#### Exercise instructions:
Print exactly the lines from the first one down to the line containing "<Description>test</Description>", both ends included, with no pictures and nothing else.

#### Provided material:
━━━━━━━━━━━━━━━━━━━━━━━━━━━━━━

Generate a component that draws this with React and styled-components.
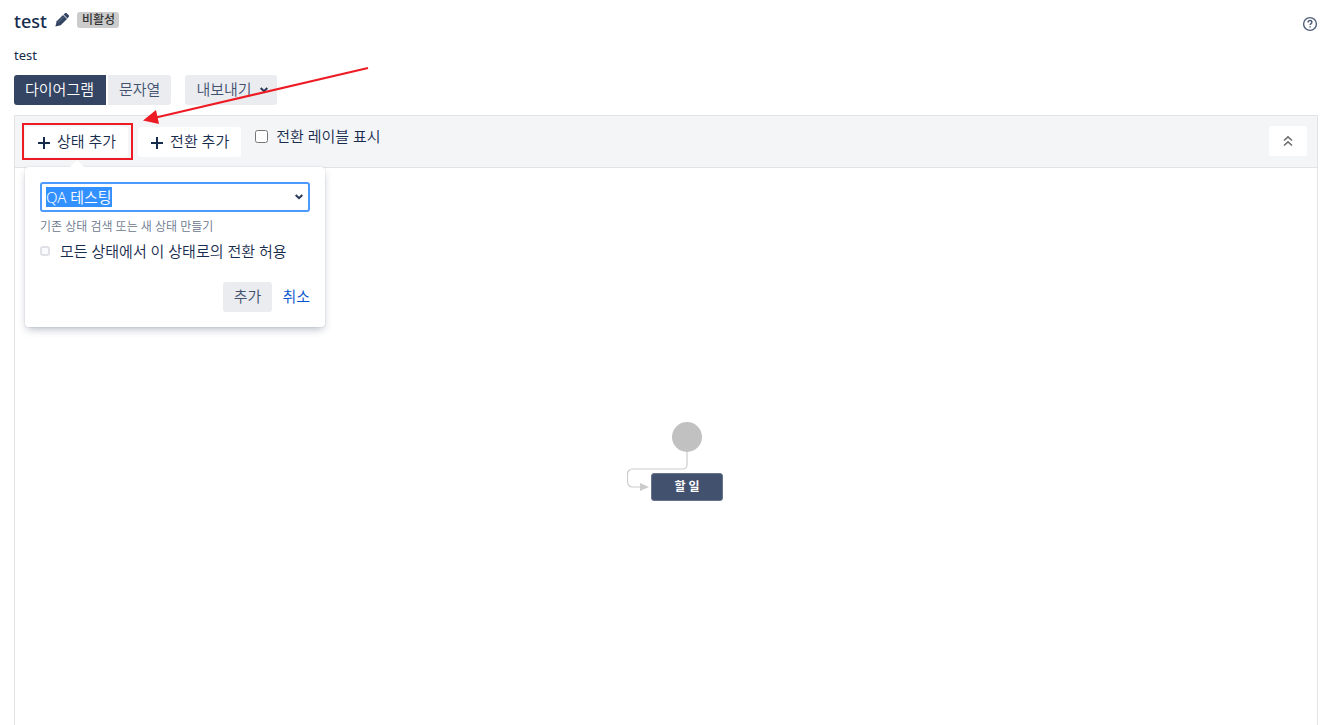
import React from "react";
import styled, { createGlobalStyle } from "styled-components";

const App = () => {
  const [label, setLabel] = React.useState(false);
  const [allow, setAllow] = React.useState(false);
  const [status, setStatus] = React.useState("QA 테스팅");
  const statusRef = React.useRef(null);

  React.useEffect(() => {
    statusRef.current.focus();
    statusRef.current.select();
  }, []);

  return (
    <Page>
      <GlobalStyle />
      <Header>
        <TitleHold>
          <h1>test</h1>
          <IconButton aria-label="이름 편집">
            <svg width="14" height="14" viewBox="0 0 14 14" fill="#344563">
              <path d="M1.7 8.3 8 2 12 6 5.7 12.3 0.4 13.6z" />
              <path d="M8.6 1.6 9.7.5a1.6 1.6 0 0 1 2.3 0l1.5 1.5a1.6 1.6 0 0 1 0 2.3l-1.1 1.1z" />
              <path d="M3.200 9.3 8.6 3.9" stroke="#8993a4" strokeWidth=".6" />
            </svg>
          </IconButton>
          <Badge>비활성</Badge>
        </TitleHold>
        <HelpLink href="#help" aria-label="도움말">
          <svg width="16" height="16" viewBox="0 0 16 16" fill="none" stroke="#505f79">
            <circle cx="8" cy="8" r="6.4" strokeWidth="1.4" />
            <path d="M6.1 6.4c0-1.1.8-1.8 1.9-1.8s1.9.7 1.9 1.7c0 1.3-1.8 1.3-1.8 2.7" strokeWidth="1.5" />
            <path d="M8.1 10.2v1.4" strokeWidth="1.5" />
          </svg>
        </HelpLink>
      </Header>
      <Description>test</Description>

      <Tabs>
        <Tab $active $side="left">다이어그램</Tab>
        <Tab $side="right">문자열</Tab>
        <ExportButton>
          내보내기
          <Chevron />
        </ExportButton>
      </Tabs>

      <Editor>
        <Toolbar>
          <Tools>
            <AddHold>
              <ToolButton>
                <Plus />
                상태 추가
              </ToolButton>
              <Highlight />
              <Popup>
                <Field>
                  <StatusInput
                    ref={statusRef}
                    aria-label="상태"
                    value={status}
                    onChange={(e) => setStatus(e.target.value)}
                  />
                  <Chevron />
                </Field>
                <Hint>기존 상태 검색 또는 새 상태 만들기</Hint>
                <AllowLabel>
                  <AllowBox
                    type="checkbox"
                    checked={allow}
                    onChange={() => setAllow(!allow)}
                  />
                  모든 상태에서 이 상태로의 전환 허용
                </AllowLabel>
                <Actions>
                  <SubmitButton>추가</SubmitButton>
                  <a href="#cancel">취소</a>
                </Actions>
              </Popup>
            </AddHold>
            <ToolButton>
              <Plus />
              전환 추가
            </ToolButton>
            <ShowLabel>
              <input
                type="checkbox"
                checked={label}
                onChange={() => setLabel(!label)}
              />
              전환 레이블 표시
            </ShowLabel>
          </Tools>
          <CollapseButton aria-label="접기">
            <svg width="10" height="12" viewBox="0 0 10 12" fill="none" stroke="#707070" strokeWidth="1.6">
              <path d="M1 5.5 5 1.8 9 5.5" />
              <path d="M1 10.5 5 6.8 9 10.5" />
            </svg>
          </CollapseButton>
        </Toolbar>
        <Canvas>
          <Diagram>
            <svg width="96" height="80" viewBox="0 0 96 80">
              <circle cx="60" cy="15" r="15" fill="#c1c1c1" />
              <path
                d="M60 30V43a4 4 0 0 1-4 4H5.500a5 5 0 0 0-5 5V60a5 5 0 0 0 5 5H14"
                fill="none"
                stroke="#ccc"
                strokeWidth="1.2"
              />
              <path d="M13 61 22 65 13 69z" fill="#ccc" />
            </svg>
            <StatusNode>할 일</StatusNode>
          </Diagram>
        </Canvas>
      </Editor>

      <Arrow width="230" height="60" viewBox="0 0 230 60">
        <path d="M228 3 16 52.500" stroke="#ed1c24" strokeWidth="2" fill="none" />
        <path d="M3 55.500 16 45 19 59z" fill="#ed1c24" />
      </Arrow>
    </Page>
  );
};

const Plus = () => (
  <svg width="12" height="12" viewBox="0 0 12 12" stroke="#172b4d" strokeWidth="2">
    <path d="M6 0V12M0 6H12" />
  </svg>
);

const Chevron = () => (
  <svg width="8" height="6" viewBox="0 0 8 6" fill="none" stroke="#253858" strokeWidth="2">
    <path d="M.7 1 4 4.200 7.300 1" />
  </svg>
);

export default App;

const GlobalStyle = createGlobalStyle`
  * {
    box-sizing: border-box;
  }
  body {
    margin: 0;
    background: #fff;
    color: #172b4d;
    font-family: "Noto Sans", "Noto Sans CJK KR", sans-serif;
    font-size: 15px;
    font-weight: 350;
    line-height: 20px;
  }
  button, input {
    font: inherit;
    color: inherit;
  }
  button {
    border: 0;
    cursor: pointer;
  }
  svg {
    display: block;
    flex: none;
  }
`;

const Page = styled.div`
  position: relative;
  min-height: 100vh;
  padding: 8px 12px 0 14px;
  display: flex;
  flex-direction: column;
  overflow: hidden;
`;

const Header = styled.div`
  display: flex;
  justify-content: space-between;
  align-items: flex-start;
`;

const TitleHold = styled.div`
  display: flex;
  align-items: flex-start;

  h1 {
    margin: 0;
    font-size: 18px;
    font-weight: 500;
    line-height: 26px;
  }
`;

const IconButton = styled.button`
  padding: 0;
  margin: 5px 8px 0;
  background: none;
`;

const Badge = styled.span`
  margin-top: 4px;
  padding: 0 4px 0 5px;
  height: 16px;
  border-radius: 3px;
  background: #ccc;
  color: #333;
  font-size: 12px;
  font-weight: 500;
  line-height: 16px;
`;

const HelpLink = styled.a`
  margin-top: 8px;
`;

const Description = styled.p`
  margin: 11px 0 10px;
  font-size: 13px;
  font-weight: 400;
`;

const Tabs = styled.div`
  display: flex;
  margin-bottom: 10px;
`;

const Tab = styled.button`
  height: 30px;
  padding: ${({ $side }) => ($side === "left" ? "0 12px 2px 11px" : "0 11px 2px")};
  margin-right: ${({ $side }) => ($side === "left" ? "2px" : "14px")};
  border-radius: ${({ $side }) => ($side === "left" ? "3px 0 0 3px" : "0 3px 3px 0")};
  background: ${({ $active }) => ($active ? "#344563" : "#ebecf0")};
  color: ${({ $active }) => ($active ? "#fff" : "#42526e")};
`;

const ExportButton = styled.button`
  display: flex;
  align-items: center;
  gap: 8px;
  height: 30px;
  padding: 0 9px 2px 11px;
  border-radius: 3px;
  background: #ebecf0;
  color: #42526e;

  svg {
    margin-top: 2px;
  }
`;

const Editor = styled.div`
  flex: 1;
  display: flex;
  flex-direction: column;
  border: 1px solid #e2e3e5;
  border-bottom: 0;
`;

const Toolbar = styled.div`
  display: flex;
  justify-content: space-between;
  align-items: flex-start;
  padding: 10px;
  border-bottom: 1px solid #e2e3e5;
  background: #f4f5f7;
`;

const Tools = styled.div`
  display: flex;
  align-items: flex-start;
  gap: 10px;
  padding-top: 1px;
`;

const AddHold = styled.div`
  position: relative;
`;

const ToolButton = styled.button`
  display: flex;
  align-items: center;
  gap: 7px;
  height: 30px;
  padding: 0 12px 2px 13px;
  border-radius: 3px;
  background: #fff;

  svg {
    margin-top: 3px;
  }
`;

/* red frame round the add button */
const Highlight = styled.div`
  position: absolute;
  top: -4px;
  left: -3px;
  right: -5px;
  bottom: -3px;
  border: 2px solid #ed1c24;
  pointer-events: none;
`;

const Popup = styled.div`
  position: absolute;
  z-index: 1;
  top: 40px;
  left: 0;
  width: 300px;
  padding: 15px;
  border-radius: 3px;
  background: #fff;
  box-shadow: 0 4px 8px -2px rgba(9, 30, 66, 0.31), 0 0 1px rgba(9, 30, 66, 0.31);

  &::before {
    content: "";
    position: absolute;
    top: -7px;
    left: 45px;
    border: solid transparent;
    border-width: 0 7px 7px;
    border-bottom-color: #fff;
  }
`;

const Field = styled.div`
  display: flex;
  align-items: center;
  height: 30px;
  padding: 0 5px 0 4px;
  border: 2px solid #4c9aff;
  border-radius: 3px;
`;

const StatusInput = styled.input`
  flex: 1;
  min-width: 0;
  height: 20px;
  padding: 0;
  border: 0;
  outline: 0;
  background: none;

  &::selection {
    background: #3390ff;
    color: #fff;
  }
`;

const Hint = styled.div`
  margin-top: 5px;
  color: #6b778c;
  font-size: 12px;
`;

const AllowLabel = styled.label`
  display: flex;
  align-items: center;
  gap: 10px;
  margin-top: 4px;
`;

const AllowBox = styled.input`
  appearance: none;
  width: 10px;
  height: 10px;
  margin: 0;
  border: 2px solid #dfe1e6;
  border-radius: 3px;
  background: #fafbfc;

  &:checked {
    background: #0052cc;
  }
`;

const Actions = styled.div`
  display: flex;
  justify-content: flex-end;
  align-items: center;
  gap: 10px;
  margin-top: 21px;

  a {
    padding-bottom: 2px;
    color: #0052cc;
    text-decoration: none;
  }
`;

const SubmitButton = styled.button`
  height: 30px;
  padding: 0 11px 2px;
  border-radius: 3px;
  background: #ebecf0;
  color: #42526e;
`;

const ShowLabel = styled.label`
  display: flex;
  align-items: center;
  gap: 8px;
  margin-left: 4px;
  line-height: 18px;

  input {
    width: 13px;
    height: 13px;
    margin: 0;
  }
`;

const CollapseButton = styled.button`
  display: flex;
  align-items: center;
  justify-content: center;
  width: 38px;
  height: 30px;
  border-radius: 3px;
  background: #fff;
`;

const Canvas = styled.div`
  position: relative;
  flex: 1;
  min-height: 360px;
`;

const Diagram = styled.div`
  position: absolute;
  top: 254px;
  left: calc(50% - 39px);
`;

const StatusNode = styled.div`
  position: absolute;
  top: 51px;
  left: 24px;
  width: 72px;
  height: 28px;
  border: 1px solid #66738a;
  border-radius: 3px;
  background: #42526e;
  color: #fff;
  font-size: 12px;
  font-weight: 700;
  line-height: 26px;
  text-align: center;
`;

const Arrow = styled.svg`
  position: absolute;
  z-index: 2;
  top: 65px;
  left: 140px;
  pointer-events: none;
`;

━━━━━━━━━━━━━━━━━━━━━━━━━━━━━━

#### Correct answer:
Generate a component that draws this with React and styled-components.
import React from "react";
import styled, { createGlobalStyle } from "styled-components";

const App = () => {
  const [label, setLabel] = React.useState(false);
  const [allow, setAllow] = React.useState(false);
  const [status, setStatus] = React.useState("QA 테스팅");
  const statusRef = React.useRef(null);

  React.useEffect(() => {
    statusRef.current.focus();
    statusRef.current.select();
  }, []);

  return (
    <Page>
      <GlobalStyle />
      <Header>
        <TitleHold>
          <h1>test</h1>
          <IconButton aria-label="이름 편집">
            <svg width="14" height="14" viewBox="0 0 14 14" fill="#344563">
              <path d="M1.7 8.3 8 2 12 6 5.7 12.3 0.4 13.6z" />
              <path d="M8.6 1.6 9.7.5a1.6 1.6 0 0 1 2.3 0l1.5 1.5a1.6 1.6 0 0 1 0 2.3l-1.1 1.1z" />
              <path d="M3.200 9.3 8.6 3.9" stroke="#8993a4" strokeWidth=".6" />
            </svg>
          </IconButton>
          <Badge>비활성</Badge>
        </TitleHold>
        <HelpLink href="#help" aria-label="도움말">
          <svg width="16" height="16" viewBox="0 0 16 16" fill="none" stroke="#505f79">
            <circle cx="8" cy="8" r="6.4" strokeWidth="1.4" />
            <path d="M6.1 6.4c0-1.1.8-1.8 1.9-1.8s1.9.7 1.9 1.7c0 1.3-1.8 1.3-1.8 2.7" strokeWidth="1.5" />
            <path d="M8.1 10.2v1.4" strokeWidth="1.5" />
          </svg>
        </HelpLink>
      </Header>
      <Description>test</Description>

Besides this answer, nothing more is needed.